Quando c'hai un figlio servono tanti soldi. Non credere a chi ti dice che non è vero, mente. Se fai tanti figli e poi non hai abbastanza soldi non c'è una legge che i soldi che ti servono li stampano apposta per i tuoi figli. In altri tempi o altri luoghi forse è diverso, fai i figli e poi quello che sarà sarà, ma qui e ora se fai un figlio e non hai i soldi potrebbero sorgere grossi problemi. In teoria una persona responsabile e intelligente non dovrebbe avere figli se è povera, ma questo significa offendere mezzo mondo perché il paradosso è che i ricchi hanno pochi figli e i poveri tanti. Non è nemmeno vero che i ricchi sono tali perché intelligenti e responsabili. Forse i poveri hanno più tempo libero o sono più sentimentali, chi lo sa. Non c'è una logica, è futile cercarla. Le prove che è inutile credere a un mondo razionale sono infinite, ma niente e nessuno vieta di sperare nel futuro, per cui evitiamo di indossare un buffo cappello e uscire a ballare per le strade arrendendoci alla follia imperante.
Ad ogni modo il primo impatto col concetto di iterazione infinita per un bambino è traumatico. Specialmente quando è legato alla necessità di soldi. Ieri stavo andando in centro con mio figlio Elia, 5 anni a Luglio, e ho detto che dovevo prelevare dei soldi. Lui ha inchiodato i freni della bici, è sceso, si è tolto il casco e ha iniziato a frugarsi nelle tasche.
“Papa, hai detto che prendi dei soldi?”
“Prelevo, dal bancomat, sono in bolletta.”
“Ti servono dei soldi?”
“Come ci andiamo in piscina oggi senza soldi, paghi tu?”
“Sì! Io ho i soldi!”
Dalle tasche esce solo un fazzoletto di carta e un pupazzetto di Iron Man.
“Dove sono i tuoi soldi, non li vedo.”
“Forse mi sono dimenticato di comprarli.”
“Ah sì? E con cosa li compri i soldi?”
Silenzio. Occhi sbarrati. Garda il fazzoletto, guarda me, guarda il pupazzetto, guarda me.
“Con questi?”
“Fammi capire, vuoi comprare dei soldi pagandoli con un fazzolettino, usato per giunta?”
“Va beh, per stavolta allora usiamo i tuoi.”
“Anche perché tu di soldi non ne hai.”
Ci avviamo a piedi, la bici a spinta.
“Papa, dove li prendo i soldi?”
“Eh, non si prendono, si guadagnano.”
“Gadagna no?”
“Fai una cosa per prendere soldi. Si chiama lavoro, anche se in teoria la definizione a mio parere non è corretta o esaustiva né completa.”

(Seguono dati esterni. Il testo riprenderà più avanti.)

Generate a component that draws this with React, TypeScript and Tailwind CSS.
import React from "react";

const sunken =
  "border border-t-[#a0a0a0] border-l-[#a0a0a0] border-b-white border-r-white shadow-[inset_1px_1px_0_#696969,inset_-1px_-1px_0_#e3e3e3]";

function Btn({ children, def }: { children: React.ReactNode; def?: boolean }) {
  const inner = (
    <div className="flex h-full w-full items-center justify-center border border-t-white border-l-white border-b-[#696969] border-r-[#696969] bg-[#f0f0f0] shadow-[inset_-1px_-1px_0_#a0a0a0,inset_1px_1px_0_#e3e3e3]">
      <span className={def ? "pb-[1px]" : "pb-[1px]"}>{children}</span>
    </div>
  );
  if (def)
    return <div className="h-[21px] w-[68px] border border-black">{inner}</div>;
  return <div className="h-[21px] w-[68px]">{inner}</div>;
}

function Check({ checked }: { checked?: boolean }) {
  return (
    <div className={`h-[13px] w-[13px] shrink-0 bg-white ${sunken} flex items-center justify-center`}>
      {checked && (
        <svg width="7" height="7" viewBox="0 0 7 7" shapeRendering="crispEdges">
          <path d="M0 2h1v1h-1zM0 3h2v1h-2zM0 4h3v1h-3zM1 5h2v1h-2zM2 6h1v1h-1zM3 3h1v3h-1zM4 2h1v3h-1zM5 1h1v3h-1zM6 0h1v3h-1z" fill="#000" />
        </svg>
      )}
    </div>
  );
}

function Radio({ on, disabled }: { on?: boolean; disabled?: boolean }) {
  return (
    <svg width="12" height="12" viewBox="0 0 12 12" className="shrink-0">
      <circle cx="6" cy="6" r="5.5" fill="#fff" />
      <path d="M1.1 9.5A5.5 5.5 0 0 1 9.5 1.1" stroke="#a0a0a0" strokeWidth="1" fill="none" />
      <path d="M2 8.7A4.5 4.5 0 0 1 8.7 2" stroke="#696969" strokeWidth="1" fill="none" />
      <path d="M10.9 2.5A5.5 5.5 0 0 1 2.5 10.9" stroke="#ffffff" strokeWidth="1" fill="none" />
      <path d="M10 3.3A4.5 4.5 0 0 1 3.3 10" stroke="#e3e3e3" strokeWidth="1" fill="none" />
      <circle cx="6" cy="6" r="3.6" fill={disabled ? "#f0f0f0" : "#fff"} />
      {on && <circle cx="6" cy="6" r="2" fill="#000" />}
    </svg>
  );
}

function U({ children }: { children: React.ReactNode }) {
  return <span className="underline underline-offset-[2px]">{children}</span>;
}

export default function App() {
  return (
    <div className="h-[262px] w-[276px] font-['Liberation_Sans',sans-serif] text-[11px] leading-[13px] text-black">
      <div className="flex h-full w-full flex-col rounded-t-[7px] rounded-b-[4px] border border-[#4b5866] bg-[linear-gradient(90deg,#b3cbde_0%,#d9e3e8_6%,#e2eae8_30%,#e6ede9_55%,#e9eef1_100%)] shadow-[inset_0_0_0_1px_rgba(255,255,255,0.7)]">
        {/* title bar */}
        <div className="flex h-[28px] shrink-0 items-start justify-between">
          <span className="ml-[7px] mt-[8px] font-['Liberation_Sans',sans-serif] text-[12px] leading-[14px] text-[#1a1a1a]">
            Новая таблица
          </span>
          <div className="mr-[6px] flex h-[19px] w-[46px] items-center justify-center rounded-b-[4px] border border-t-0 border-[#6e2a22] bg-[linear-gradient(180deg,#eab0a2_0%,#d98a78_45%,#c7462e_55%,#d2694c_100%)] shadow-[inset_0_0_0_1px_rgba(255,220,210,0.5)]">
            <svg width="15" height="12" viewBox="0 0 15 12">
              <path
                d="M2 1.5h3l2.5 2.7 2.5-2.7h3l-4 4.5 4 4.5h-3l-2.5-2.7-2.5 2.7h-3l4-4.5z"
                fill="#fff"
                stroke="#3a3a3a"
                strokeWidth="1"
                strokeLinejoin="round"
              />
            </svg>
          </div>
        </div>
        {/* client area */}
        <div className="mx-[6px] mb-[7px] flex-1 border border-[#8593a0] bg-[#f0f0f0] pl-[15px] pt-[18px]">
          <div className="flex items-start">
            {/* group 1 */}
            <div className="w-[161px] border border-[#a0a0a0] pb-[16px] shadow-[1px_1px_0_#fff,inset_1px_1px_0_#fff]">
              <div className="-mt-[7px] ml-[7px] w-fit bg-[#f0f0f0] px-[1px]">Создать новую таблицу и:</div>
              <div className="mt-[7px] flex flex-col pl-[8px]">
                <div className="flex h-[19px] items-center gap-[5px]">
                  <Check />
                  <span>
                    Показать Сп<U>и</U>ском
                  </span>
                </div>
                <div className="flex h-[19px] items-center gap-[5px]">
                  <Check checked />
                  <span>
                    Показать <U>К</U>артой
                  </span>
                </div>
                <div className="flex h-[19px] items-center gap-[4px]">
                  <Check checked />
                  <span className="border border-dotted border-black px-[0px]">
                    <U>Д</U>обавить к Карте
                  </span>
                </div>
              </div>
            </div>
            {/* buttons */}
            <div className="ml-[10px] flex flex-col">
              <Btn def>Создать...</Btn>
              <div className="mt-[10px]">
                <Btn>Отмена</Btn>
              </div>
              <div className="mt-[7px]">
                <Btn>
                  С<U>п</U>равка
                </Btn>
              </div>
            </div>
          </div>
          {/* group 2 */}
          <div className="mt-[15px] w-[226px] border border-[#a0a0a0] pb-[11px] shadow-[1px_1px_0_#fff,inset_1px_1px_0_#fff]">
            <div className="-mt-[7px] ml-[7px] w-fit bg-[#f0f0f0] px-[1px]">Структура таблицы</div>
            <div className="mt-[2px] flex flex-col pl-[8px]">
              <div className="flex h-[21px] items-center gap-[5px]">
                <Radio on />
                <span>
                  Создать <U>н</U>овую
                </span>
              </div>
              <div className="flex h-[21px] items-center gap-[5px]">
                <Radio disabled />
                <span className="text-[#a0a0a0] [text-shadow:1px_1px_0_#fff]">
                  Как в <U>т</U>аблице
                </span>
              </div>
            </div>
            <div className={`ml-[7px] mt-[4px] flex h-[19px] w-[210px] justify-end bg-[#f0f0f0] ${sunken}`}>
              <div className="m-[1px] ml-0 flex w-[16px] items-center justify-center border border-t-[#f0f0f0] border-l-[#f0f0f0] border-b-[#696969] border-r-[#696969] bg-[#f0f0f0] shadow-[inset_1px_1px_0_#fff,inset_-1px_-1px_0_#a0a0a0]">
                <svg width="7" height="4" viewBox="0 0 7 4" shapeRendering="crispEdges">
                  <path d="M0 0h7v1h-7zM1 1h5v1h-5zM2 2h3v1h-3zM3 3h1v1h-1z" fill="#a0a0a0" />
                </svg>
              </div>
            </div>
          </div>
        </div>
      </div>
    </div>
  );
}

“Eh? Cosa dici! Non capisco.”
“Lavoro, devi lavorare.”
“Bene, io voglio lavorare.”
“Non puoi, sei troppo piccolo.”
“Non sono troppo piccolo! Voglio lavorare!”
Sta gridando, alcune persone hanno sentito e mi stanno lanciando occhiatacce. Sfruttamento minorile, dicono le loro facce, biasimo e rimprovero e condanna per me. Sospiro.
“Va bene, vedrò cosa posso fare ma è un momentaccio, c'è la crisi.”
“Siamo d'accordo allora, io lavoro e tu mi dai i soldi.”
“No, al massimo posso insegnarti i fondamenti del trading. Ti apro un fido di dieci euro virtuali e vediamo quanto riesci a farli fruttare in un programma di simulazione.”
“Quindi posso avere adesso i miei soldi?”
“Quanto vuoi di anticipo per chiudere l'argomento e stare zitto per un po', ti bastano queste monete?”
“Mi danno il giornale dei power rangers con questi soldi?”
“Sì.”
“Mi piace lavorare. Quanto tempo manca alla piscina?”